#### Work to complete
Return the count of lines that hold the string "components", with no other words.

#### Data
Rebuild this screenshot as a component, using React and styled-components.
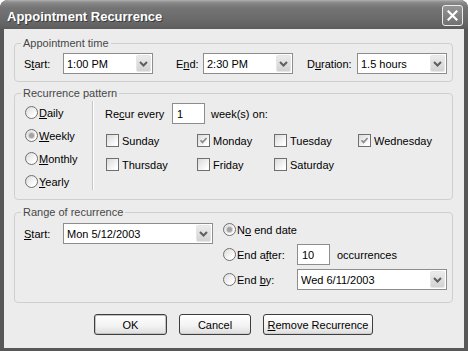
import React from "react";
import styled, { createGlobalStyle } from "styled-components";

const GlobalStyle = createGlobalStyle`
  html, body {
    margin: 0;
    padding: 0;
    background: #fff;
  }
  body {
    font-family: "Liberation Sans", Arial, sans-serif;
    font-size: 11px;
    color: #000;
  }
`;

const Window = styled.div`
  width: 468px;
  height: 351px;
  box-sizing: border-box;
  display: flex;
  flex-direction: column;
  background: #575757;
  border-radius: 8px 8px 0 0;
  overflow: hidden;
`;

const TitleBar = styled.div`
  height: 29px;
  flex-shrink: 0;
  display: flex;
  align-items: center;
  justify-content: space-between;
  padding: 1px 5px 0 7px;
  box-sizing: border-box;
  background: linear-gradient(
    to bottom,
    #b8b8b8 0px,
    #9c9c9c 1px,
    #878787 3px,
    #747474 8px,
    #6b6b6b 18px,
    #626262 26px,
    #5b5b5b 29px
  );
`;

const Title = styled.div`
  color: #fff;
  font-size: 13px;
  font-weight: bold;
  text-shadow: 1px 1px 0 #3a3a3a;
  margin-top: 2px;
`;

const CloseButton = styled.div`
  width: 21px;
  height: 21px;
  box-sizing: border-box;
  border: 1px solid #ececec;
  border-radius: 3px;
  background: linear-gradient(to bottom, #959595, #717171);
  display: flex;
  align-items: center;
  justify-content: center;
`;

const Body = styled.div`
  flex: 1;
  margin: 0 4px 3px 4px;
  background: #ececec;
  padding: 8px 11px 0 10px;
  display: flex;
  flex-direction: column;
`;

const GroupBox = styled.fieldset`
  margin: ${(p) => p.$gap || 0}px 0 0 0;
  padding: 0;
  min-width: 0;
  border: 1px solid #cfcfcf;
  border-radius: 4px;
`;

const Legend = styled.legend`
  margin-left: 6px;
  padding: 0 2px;
  line-height: 13px;
  color: #474747;
`;

const Key = styled.u`
  text-decoration: underline;
`;

const TimeRow = styled.div`
  display: flex;
  align-items: center;
  padding: 3px 0 7px 9px;
`;

const FieldLabel = styled.span`
  width: ${(p) => p.$w}px;
  margin-left: ${(p) => p.$ml || 0}px;
  flex-shrink: 0;
  white-space: nowrap;
`;

const ComboBox = styled.div`
  width: ${(p) => p.$w}px;
  height: 21px;
  box-sizing: border-box;
  border: 1px solid #8d8d8d;
  background: #fff;
  display: flex;
  align-items: center;
  padding-left: 3px;
  flex-shrink: 0;
`;

const ComboValue = styled.span`
  flex: 1;
  white-space: nowrap;
`;

const ArrowButton = styled.span`
  width: 15px;
  height: 17px;
  margin: 1px;
  box-sizing: border-box;
  border: 1px solid #e6e6e6;
  border-radius: 2px;
  background: linear-gradient(to bottom, #ebebeb, #d3d3d3);
  display: flex;
  align-items: center;
  justify-content: center;
`;

const TextBox = styled.div`
  width: ${(p) => p.$w}px;
  height: 21px;
  box-sizing: border-box;
  border: 1px solid #8d8d8d;
  background: #fff;
  display: flex;
  align-items: center;
  padding-left: 4px;
  flex-shrink: 0;
`;

const PatternBody = styled.div`
  display: flex;
  padding: 1px 0 6px 0;
`;

const RadioColumn = styled.div`
  width: 77px;
  box-sizing: border-box;
  padding-left: 10px;
  display: flex;
  flex-direction: column;
`;

const RadioRow = styled.label`
  height: ${(p) => p.$h || 23}px;
  display: flex;
  align-items: center;
  gap: 1px;
  white-space: nowrap;
`;

const RadioCircle = styled.span`
  width: 13px;
  height: 13px;
  box-sizing: border-box;
  border-radius: 50%;
  border: 1px solid #6f6f6f;
  background: linear-gradient(135deg, #dcdcdc, #ffffff 80%);
  display: flex;
  align-items: center;
  justify-content: center;
  flex-shrink: 0;

  &::after {
    content: "";
    display: ${(p) => (p.$on ? "block" : "none")};
    width: 5px;
    height: 5px;
    border-radius: 50%;
    background: #a3a3a3;
    box-shadow: 0 0 0 1px #d2d2d2;
  }
`;

const Divider = styled.div`
  border-left: 1px solid #c4c4c4;
  border-right: 1px solid #ffffff;
  margin-bottom: 3px;
`;

const RightPanel = styled.div`
  padding: 2px 0 0 11px;
  display: flex;
  flex-direction: column;
`;

const RecurRow = styled.div`
  display: flex;
  align-items: center;
`;

const Trailing = styled.span`
  margin-left: ${(p) => p.$ml}px;
  white-space: nowrap;
`;

const DayGrid = styled.div`
  display: grid;
  grid-template-columns: 91px 77px 84px auto;
  row-gap: 11px;
  margin-top: 10px;
  padding-left: 1px;
`;

const DayCheck = styled.label`
  display: flex;
  align-items: center;
  gap: 3px;
  height: 13px;
  white-space: nowrap;
`;

const CheckBox = styled.span`
  width: 13px;
  height: 13px;
  box-sizing: border-box;
  border: 1px solid #6f6f6f;
  background: linear-gradient(135deg, #dadada, #ffffff 85%);
  display: flex;
  align-items: center;
  justify-content: center;
  flex-shrink: 0;
`;

const RangeBody = styled.div`
  display: flex;
  align-items: flex-start;
  padding: 0 0 12px 9px;
`;

const StartRow = styled.div`
  display: flex;
  align-items: center;
  margin-top: 4px;
`;

const EndOptions = styled.div`
  margin-left: 10px;
  display: grid;
  grid-template-columns: 74px auto;
  grid-auto-rows: 21px;
  row-gap: 4px;
  align-items: center;
`;

const InlineField = styled.div`
  display: flex;
  align-items: center;
`;

const ButtonRow = styled.div`
  display: flex;
  justify-content: center;
  gap: 12px;
  margin-top: 11px;
`;

const Button = styled.button`
  width: ${(p) => p.$w}px;
  height: 21px;
  box-sizing: border-box;
  padding: 0;
  font: inherit;
  color: #000;
  border: 1px solid #3e3e3e;
  border-radius: 3px;
  background: linear-gradient(to bottom, #ffffff, #f3f3f3 55%, #dedede);
  box-shadow: ${(p) =>
    p.$default ? "inset 0 0 0 1px #c2c2c2" : "inset 0 -1px 0 #d0d0d0"};
`;

const Chevron = () => (
  <svg width="9" height="6" viewBox="0 0 9 6">
    <path d="M1 1 L4.5 4.5 L8 1" fill="none" stroke="#5f5f5f" strokeWidth="2" />
  </svg>
);

const Combo = ({ w, value }) => (
  <ComboBox $w={w}>
    <ComboValue>{value}</ComboValue>
    <ArrowButton>
      <Chevron />
    </ArrowButton>
  </ComboBox>
);

const Radio = ({ on, children, h }) => (
  <RadioRow $h={h}>
    <RadioCircle $on={on} />
    <span>{children}</span>
  </RadioRow>
);

const Check = ({ on, children }) => (
  <DayCheck>
    <CheckBox>
      {on && (
        <svg width="9" height="9" viewBox="0 0 9 9">
          <path
            d="M1.5 4.2 L3.5 6.4 L7.6 2"
            fill="none"
            stroke="#8c8c8c"
            strokeWidth="1.7"
          />
        </svg>
      )}
    </CheckBox>
    <span>{children}</span>
  </DayCheck>
);

export default function App() {
  return (
    <>
      <GlobalStyle />
      <Window>
        <TitleBar>
          <Title>Appointment Recurrence</Title>
          <CloseButton>
            <svg width="11" height="11" viewBox="0 0 11 11">
              <path
                d="M1.5 1.5 L9.5 9.5 M9.5 1.5 L1.5 9.5"
                stroke="#fff"
                strokeWidth="2.2"
                strokeLinecap="square"
              />
            </svg>
          </CloseButton>
        </TitleBar>
        <Body>
          <GroupBox>
            <Legend>Appointment time</Legend>
            <TimeRow>
              <FieldLabel $w={39}>
                S<Key>t</Key>art:
              </FieldLabel>
              <Combo w={90} value="1:00 PM" />
              <FieldLabel $w={27} $ml={23}>
                E<Key>n</Key>d:
              </FieldLabel>
              <Combo w={90} value="2:30 PM" />
              <FieldLabel $w={50} $ml={14}>
                D<Key>u</Key>ration:
              </FieldLabel>
              <Combo w={90} value="1.5 hours" />
            </TimeRow>
          </GroupBox>

          <GroupBox $gap={5}>
            <Legend>Recurrence pattern</Legend>
            <PatternBody>
              <RadioColumn>
                <Radio>
                  <Key>D</Key>aily
                </Radio>
                <Radio on>
                  <Key>W</Key>eekly
                </Radio>
                <Radio>
                  <Key>M</Key>onthly
                </Radio>
                <Radio>
                  <Key>Y</Key>early
                </Radio>
              </RadioColumn>
              <Divider />
              <RightPanel>
                <RecurRow>
                  <FieldLabel $w={67}>
                    Re<Key>c</Key>ur every
                  </FieldLabel>
                  <TextBox $w={33}>1</TextBox>
                  <Trailing $ml={6}>week(s) on:</Trailing>
                </RecurRow>
                <DayGrid>
                  <Check>Sunday</Check>
                  <Check on>Monday</Check>
                  <Check>Tuesday</Check>
                  <Check on>Wednesday</Check>
                  <Check>Thursday</Check>
                  <Check>Friday</Check>
                  <Check>Saturday</Check>
                </DayGrid>
              </RightPanel>
            </PatternBody>
          </GroupBox>

          <GroupBox $gap={6}>
            <Legend>Range of recurrence</Legend>
            <RangeBody>
              <StartRow>
                <FieldLabel $w={39}>
                  <Key>S</Key>tart:
                </FieldLabel>
                <Combo w={150} value="Mon 5/12/2003" />
              </StartRow>
              <EndOptions>
                <Radio on h={21}>
                  N<Key>o</Key> end date
                </Radio>
                <span />
                <Radio h={21}>
                  End a<Key>f</Key>ter:
                </Radio>
                <InlineField>
                  <TextBox $w={33}>10</TextBox>
                  <Trailing $ml={7}>occurrences</Trailing>
                </InlineField>
                <Radio h={21}>
                  End <Key>b</Key>y:
                </Radio>
                <Combo w={150} value="Wed 6/11/2003" />
              </EndOptions>
            </RangeBody>
          </GroupBox>

          <ButtonRow>
            <Button $w={73} $default>
              OK
            </Button>
            <Button $w={72}>Cancel</Button>
            <Button $w={110}>
              <Key>R</Key>emove Recurrence
            </Button>
          </ButtonRow>
        </Body>
      </Window>
    </>
  );
}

#### Problem solution
2